Consider an array of small elements (with size much less than the wavelength $\lambda$):
$$
a(\theta,\phi)=\sum_n\int_{V_n} \mathbf{J}_n(\mathbf{r'})e^{ik\mathbf{r}_0\mathbf{r}'}dV'=\sum_n\int_{V_0} \mathbf{J}_n(\mathbf{r'}+\mathbf{R}_n)e^{ik\mathbf{r}_0(\mathbf{r}'+\mathbf{R}_n)}dV'
$$
If we define $$
a_nEL_n(\theta,\phi)=\int_{V_0} \mathbf{J}_n(\mathbf{r'}+\mathbf{R}_n)e^{ik\mathbf{r}_0\mathbf{r}'}dV',
$$
then $a(\theta,\phi)$ can be written as:
$$
a(\theta,\phi)=\sum_n a_n EL_n(\theta,\phi) e^{ik\mathbf{r}_0\mathbf{R}_n}
$$
For a linear array, $EL_n(\theta,\phi)$ does not depend on $n$, which leads to formula (2.10). For a circular array, $EL_n(\theta,\phi)=EL_0(\theta,\phi-n\Delta\varphi)$, which leads to equation (2.11).

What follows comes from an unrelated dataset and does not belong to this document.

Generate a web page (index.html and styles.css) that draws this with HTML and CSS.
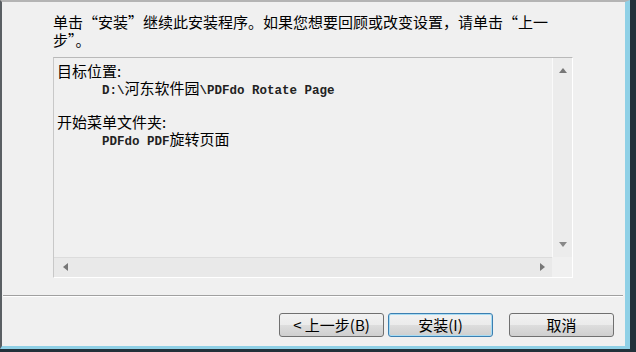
FILE: index.html
```html
<!DOCTYPE html>
<html lang="zh-CN">
<head>
    <meta charset="UTF-8">
    <title>安装</title>
    <link rel="stylesheet" href="styles.css">
</head>
<body>

<div class="dialog">
    <div class="inner">
        <!-- header text -->
        <div class="content">
            <p class="intro">单击“安装”继续此安装程序。如果您想要回顾或改变设置，请单击“上一<br>步”。</p>

            <!-- summary box -->
            <div class="summary">
                <div class="summary-text">
                    <div class="line">目标位置:</div>
                    <div class="line value"><span class="mono">D:\</span>河东软件园<span class="mono">\PDFdo Rotate Page</span></div>
                    <div class="line">&nbsp;</div>
                    <div class="line">开始菜单文件夹:</div>
                    <div class="line value"><span class="mono">PDFdo PDF</span>旋转页面</div>
                </div>
                <div class="vscroll">
                    <span class="arrow up"></span>
                    <span class="arrow down"></span>
                </div>
                <div class="hscroll">
                    <span class="arrow left"></span>
                    <span class="arrow right"></span>
                </div>
                <div class="corner"></div>
            </div>
        </div>

        <div class="separator"></div>

        <!-- buttons -->
        <div class="buttons">
            <button class="btn">&lt; 上一步(B)</button>
            <button class="btn default">安装(I)</button>
            <button class="btn cancel">取消</button>
        </div>
    </div>
</div>

</body>
</html>
```

FILE: styles.css
```css
body {
    margin: 0;
    width: 636px;
    height: 352px;
    overflow: hidden;
    font-family: "Noto Sans CJK SC", "Liberation Sans", sans-serif;
    color: #000;
    background-color: #1f2c33;
}
.dialog {
    width: 636px;
    height: 352px;
    box-sizing: border-box;
    border-right: 6px solid #22313a;
    border-bottom: 3px solid #22313a;
    background-color: #1f2c33;
}
.inner {
    height: 100%;
    box-sizing: border-box;
    background-color: #f0f0f0;
    border-left: 2px solid #5a5f63;
    border-right: 5px solid #8fd0e6;
    border-bottom: 3px solid #8fd0e6;
    border-top: 2px solid #b4b4b4;
}
.content {
    padding: 11px 0 0 51px;
}
.intro {
    margin: 0;
    font-size: 15px;
    line-height: 18px;
    white-space: nowrap;
}
.summary {
    margin-top: 8px;
    width: 520px;
    height: 221px;
    box-sizing: border-box;
    border: 1px solid #fff;
    border-top-color: #b9b9b9;
    border-left-color: #c8c8c8;
    display: grid;
    grid-template-columns: 1fr 20px;
    grid-template-rows: 1fr 20px;
}
.summary-text {
    padding: 4px 3px;
    font-size: 15px;
    line-height: 17px;
    overflow: hidden;
}
.line {
    white-space: nowrap;
    height: 17px;
}
.value {
    padding-left: 45px;
}
.mono {
    font-family: "Liberation Mono", monospace;
    font-size: 12.5px;
    font-weight: bold;
    color: #222;
}
.vscroll, .hscroll {
    position: relative;
    background-color: #ececec;
}
.vscroll {
    border-left: 1px solid #fafafa;
}
.hscroll {
    border-top: 1px solid #dcdcdc;
    background-color: #e9e9e9;
}
.corner {
    background-color: #f0f0f0;
}
.arrow {
    position: absolute;
    width: 0;
    height: 0;
    border: 4px solid transparent;
}
.arrow.up {
    top: 10px;
    left: 6px;
    border-bottom: 5px solid #777;
    border-top: 0;
}
.arrow.down {
    bottom: 10px;
    left: 6px;
    border-top: 5px solid #888;
    border-bottom: 0;
}
.arrow.left {
    top: 5px;
    left: 9px;
    border-right: 5px solid #777;
    border-left: 0;
}
.arrow.right {
    top: 5px;
    right: 7px;
    border-left: 5px solid #777;
    border-right: 0;
}
.separator {
    margin: 17px 0 0 1px;
    width: 620px;
    border-top: 1px solid #a0a0a0;
    border-bottom: 1px solid #fff;
}
.buttons {
    display: flex;
    justify-content: flex-end;
    padding: 16px 11px 0 0;
    gap: 4px;
}
.btn {
    width: 105px;
    height: 24px;
    box-sizing: border-box;
    padding: 0;
    border: 1px solid #707070;
    border-radius: 3px;
    background: linear-gradient(#f2f2f2 0%, #ebebeb 50%, #dddddd 51%, #cfcfcf 100%);
    font-family: "Noto Sans CJK SC", sans-serif;
    font-size: 15px;
    line-height: 20px;
    color: #000;
}
.btn.default {
    border-color: #3c7fb1;
    box-shadow: inset 0 0 0 1px #a8dcf3;
}
.btn.cancel {
    margin-left: 12px;
}
```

If $EL_n$ is defined in a different way, for example:
$$
a_n\tilde{EL}_n(\theta,\phi)=\int_{V_0} \mathbf{J}_n(\mathbf{r'}+\mathbf{R}_n)e^{ik\mathbf{r}_0(\mathbf{r}'+\mathbf{R}_n)}dV'
$$
then the result will be like yours: $a(\theta,\phi)=\sum_n a_n \tilde{EL}_n(\theta,\phi)$.